Como el reinado de Don Juan Carlos, el de Luis Felipe supuso una explosión de las libertades públicas y de la prensa crítica, incluido el arte de la caricatura. La genuina mandíbula borbónica del rey se fue ensanchando con la edad y el tan brillante como malévolo dibujante Horace Daumier comenzó a representarle con la forma de una pera, generosa en la papada, estrecha en el lugar que compartían la corona y el cerebro. La sátira cundió por doquier y pronto hizo fortuna la idea de que el rey «era la pera».
Su reinado evolucionó de más a menos, quedando sepultado al final por la escalada del descontento y las protestas engendradas por una dura crisis económica y la incompetencia de los sucesivos gobiernos al hacerle frente. El monarca trató de dar respuesta al sentimiento de la calle abdicando en su heredero, el príncipe Felipe, pero ya era demasiado tarde y las barricadas convirtieron lo que La Fayette había definido como una «Monarquía republicana» directamente en una República. Por eso Victor Hugo, tras haber mantenido una actitud de apoyo crítico al monarca, resumió su papel histórico alegando que «Luis Felipe fue la transición reinante».
En español no cabe el equívoco y desde que los viajeros que visitaban Constantinopla volvían admirados por el esplendor del distrito comercial de Pera, asimilar a alguien con la fruta de igual nombre sólo tiene connotaciones positivas. Así que si Luis Felipe fue la pera, bien podemos decir -en base al decálogo antecedente- que Juan Carlos ha sido la pera limonera, manjar dulce y autodisolvente donde los haya.
Pero hay un punto clave que trunca el paralelismo. Aquel príncipe Felipe que no llegó a reinar no era el hijo sino el nieto del monarca y todos los historiadores coinciden en que la suerte de la dinastía hubiera sido muy otra si Fernando, duque de Orleans, el heredero mejor preparado para reinar de la Historia de Francia, respetado por intelectuales y artistas, no hubiera fallecido en un absurdo accidente de su carruaje cuando tenía 32 años.

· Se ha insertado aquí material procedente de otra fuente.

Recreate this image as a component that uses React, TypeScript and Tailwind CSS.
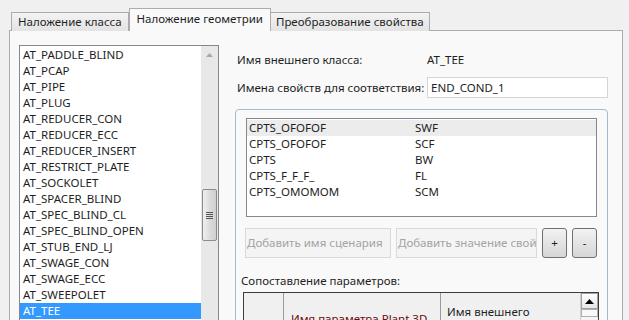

Sólo el tiempo dirá, pues, cuál es el sentido histórico profundo de un largo reinado de transición como el de Juan Carlos, que comenzó con una anomalía y concluye con otra. No estaría de más en todo caso que, para saber a qué atenernos, el Príncipe Felipe aclarara si su matrimonio -me refiero al que el día 19 contraerá con la Nación- es para toda la vida o sólo hasta que las encuestas nos separen.